John looks at me with big eyes, “He grounded a positive wire.”
 
Now, the males around here are sing-songing, “If in doubt ground it out.”


What Spencer Can Afford
We were out for a sunny drive looking at property in Lapel.  Almost home, being silly, Spencer says, “I want to buy Purgatory!” Purgatory is a golf course a mile east of us.  

Dad quickly responds, “Not for sale.” 

Spencer pretends in the back seat, “Still….it would be nice.” 

To make his point Dad tells him, “You couldn’t afford that dead tree!”


Bad Under Obama 
I heard John saying to the boys, “ That’s how bad it was under President Obama.“ Then he laughs, “That‘s what you can tell your kids some day about the good ole days,” 

What was he really talking about? Well, it started with a huge wet mess under the bathroom sink! John and I took everything out -- the mouth wash, the scouring powder, the first aid box, extra shampoos, and a package of toilet paper. The floor under the sink was saturated with water from some yet undiscovered leak.  The package of toilet paper was saturated, too. 

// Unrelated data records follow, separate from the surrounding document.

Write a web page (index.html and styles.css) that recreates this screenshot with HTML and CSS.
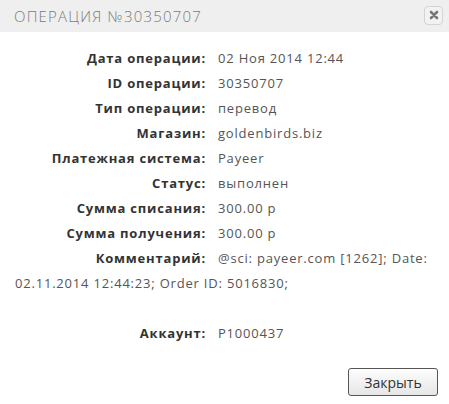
FILE: index.html
```html
<!DOCTYPE html>
<html lang="ru">
<head>
<meta charset="utf-8">
<link rel="stylesheet" href="styles.css">
</head>
<body>
<div class="dialog">
  <div class="header">
    <span class="title">Операция №30350707</span>
    <button class="close" aria-label="close">
      <svg width="10" height="10" viewBox="0 0 10 10"><path d="M2 2 L8 8 M8 2 L2 8" stroke="#777" stroke-width="2.6" stroke-linecap="round"/></svg>
    </button>
  </div>
  <div class="body">
    <div class="row"><span class="label">Дата операции:</span><span class="value">02 Ноя 2014 12:44</span></div>
    <div class="row"><span class="label">ID операции:</span><span class="value">30350707</span></div>
    <div class="row"><span class="label">Тип операции:</span><span class="value">перевод</span></div>
    <div class="row"><span class="label">Магазин:</span><span class="value">goldenbirds.biz</span></div>
    <div class="row"><span class="label">Платежная система:</span><span class="value">Payeer</span></div>
    <div class="row"><span class="label">Статус:</span><span class="value">выполнен</span></div>
    <div class="row"><span class="label">Сумма списания:</span><span class="value">300.00 р</span></div>
    <div class="row"><span class="label">Сумма получения:</span><span class="value">300.00 р</span></div>
    <div class="row"><span class="label">Комментарий:</span><span class="value">@sci: payeer.com [1262]; Date: 02.11.2014 12:44:23; Order ID: 5016830;</span></div>
    <div class="row empty"></div>
    <div class="row"><span class="label">Аккаунт:</span><span class="value">P1000437</span></div>
  </div>
  <div class="footer">
    <button class="btn">Закрыть</button>
  </div>
</div>
</body>
</html>
```
FILE: styles.css
```css
html, body {
  margin: 0;
  padding: 0;
  background: #fff;
}
.dialog {
  width: 449px;
  font-family: "Open Sans", "DejaVu Sans", sans-serif;
  color: #555;
}
.header {
  height: 32px;
  background: #efefef;
  display: flex;
  align-items: center;
  justify-content: space-between;
  padding: 0 6px 0 14px;
  box-sizing: border-box;
}
.title {
  font-size: 15px;
  font-weight: 300;
  text-transform: uppercase;
  letter-spacing: 1.2px;
  color: #7a7a7a;
}
.close {
  width: 19px;
  height: 19px;
  padding: 0;
  border: 1px solid #d4d4d4;
  border-radius: 4px;
  background: #f2f2f2;
  display: flex;
  align-items: center;
  justify-content: center;
  margin-top: -2px;
}
.body {
  padding: 14px 15px 0 15px;
}
.row {
  font-size: 13px;
  line-height: 25px;
  letter-spacing: 0.8px;
}
.row.empty {
  height: 25px;
}
.label {
  display: inline-block;
  width: 191px;
  text-align: right;
  margin-right: 12px;
  font-weight: 700;
  color: #333;
}
.value {
  color: #555;
}
.footer {
  display: flex;
  justify-content: flex-end;
  padding: 22px 11px 0 0;
}
.btn {
  width: 90px;
  height: 28px;
  border: 1px solid #555;
  border-radius: 3px;
  background: linear-gradient(#fdfdfd, #e6e6e6);
  font-family: "Open Sans", "DejaVu Sans", sans-serif;
  font-size: 14px;
  color: #333;
}
```
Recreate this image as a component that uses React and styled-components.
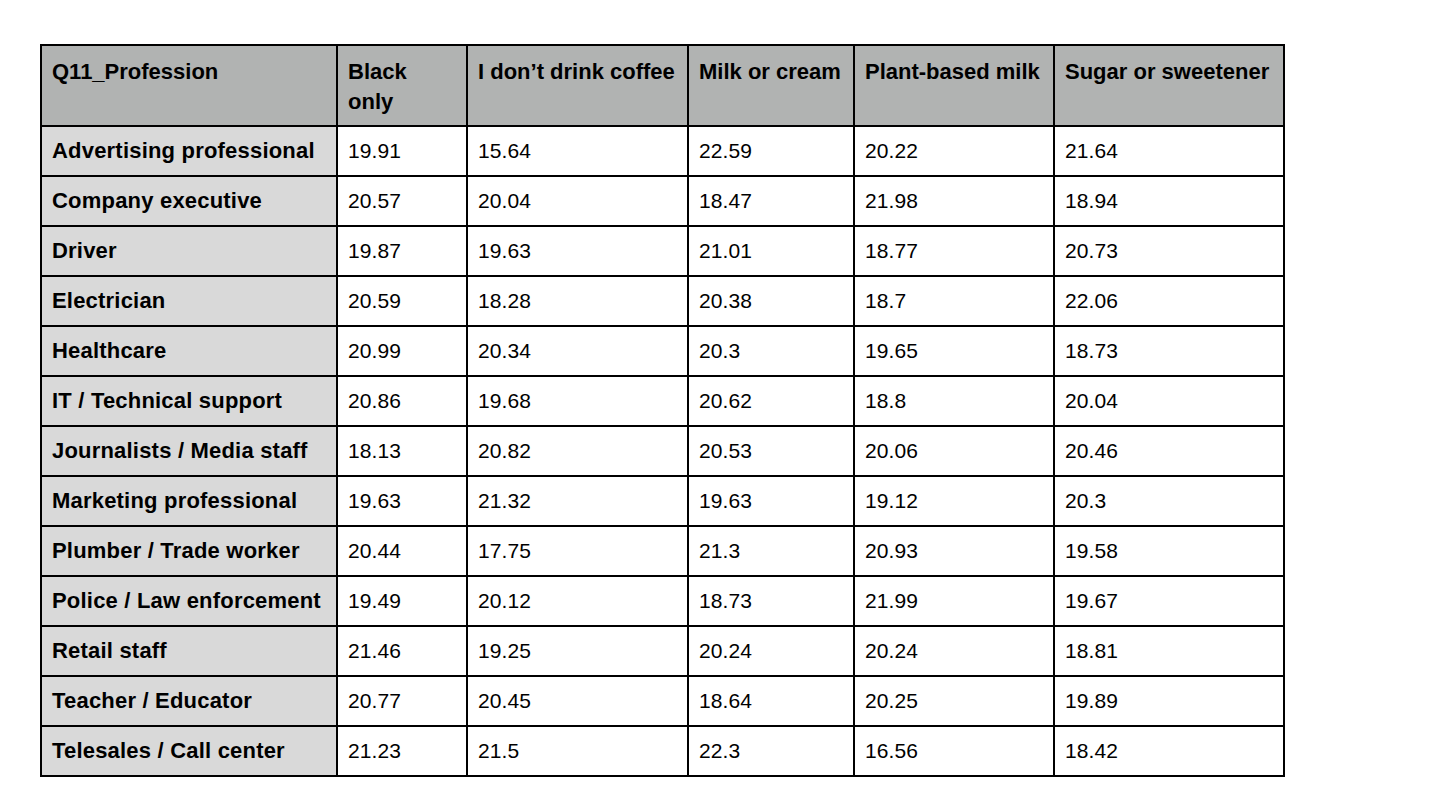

So, I set the three rolls on the window sill to see if they’d dry out so we could use them. This tickled John. He called it a memorable day, “The Obama Years were soooo bad, we had to dry toilet paper on the window sill to reuse it!” 

Carolyn & Baby
Carolyn is my great-cousin, who is 86 years old.  Her cats are gone, they died.  She now has a small dog, a terrier she’s named Baby.  The name it came with was Yogi but she prefers Baby.
 
She exclaims, “I kid you not, hon, it looks like a deer. Like a fawn. Just like that!”

She was riding in the front seat of our vehicle.  Hubby, I, and another friend, were taking her to dinner.
 
The older gentleman, our friend, was a trapper, and a hunter.  I could see his shoulders shaking in laughter when John said, “Well, don’t let it out during hunting season.”